Frequently Asked Questions
Can the ESP32-CAM stream video over WiFi?
Yes. The ESP32-CAM runs an MJPEG stream over HTTP at up to 15-20 FPS at VGA resolution (640x480). At full 2MP resolution, frame rates drop to 2-5 FPS due to the 4MB PSRAM bottleneck and SPI bus bandwidth.
Does the ESP32-S3 work with the OV2640 camera?
Yes. The S3-DevKitC's DVP interface is compatible with OV2640 modules. You can buy the same camera used on the ESP32-CAM and connect it to the S3 for better performance. The S3 also supports higher-resolution modules like the OV5640 (5MP).
Why does the ESP32-CAM need an FTDI adapter?

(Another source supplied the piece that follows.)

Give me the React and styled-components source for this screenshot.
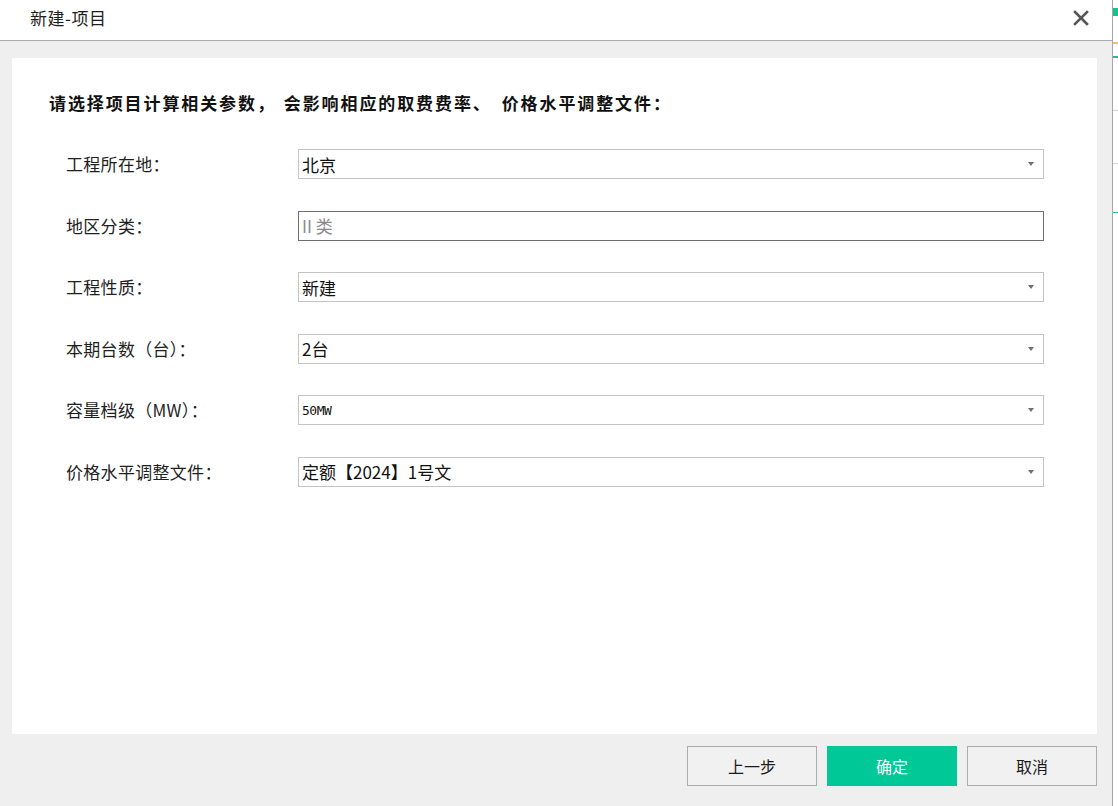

The ESP32-CAM has no USB-to-serial chip on board to save cost and space. You need an external FTDI or CP2102 adapter to upload firmware. Once programmed, it runs standalone over WiFi. The S3-DevKitC has USB built in.
Can either board run face detection?
Both can, but the S3 does it far better. The ESP32-CAM can run Espressif's basic face detection at 1-3 FPS. The S3's vector instructions and 8MB PSRAM handle face detection at 10+ FPS and can run additional models like face recognition simultaneously.
Which board has better deep sleep power consumption?
The ESP32-CAM draws about 6mA in deep sleep due to the camera module and flash LED circuit. The ESP32-S3-DevKitC draws around 7uA in deep sleep without peripherals. For battery-powered time-lapse setups, the S3 has a significant advantage in sleep current.
Can I use the ESP32-CAM with ESPHome or Home Assistant?
Yes. ESPHome has native ESP32-CAM support — you can configure it in YAML and stream directly to Home Assistant. The ESP32-S3 also works with ESPHome but requires slightly more configuration for camera setup since there is no standardized pinout.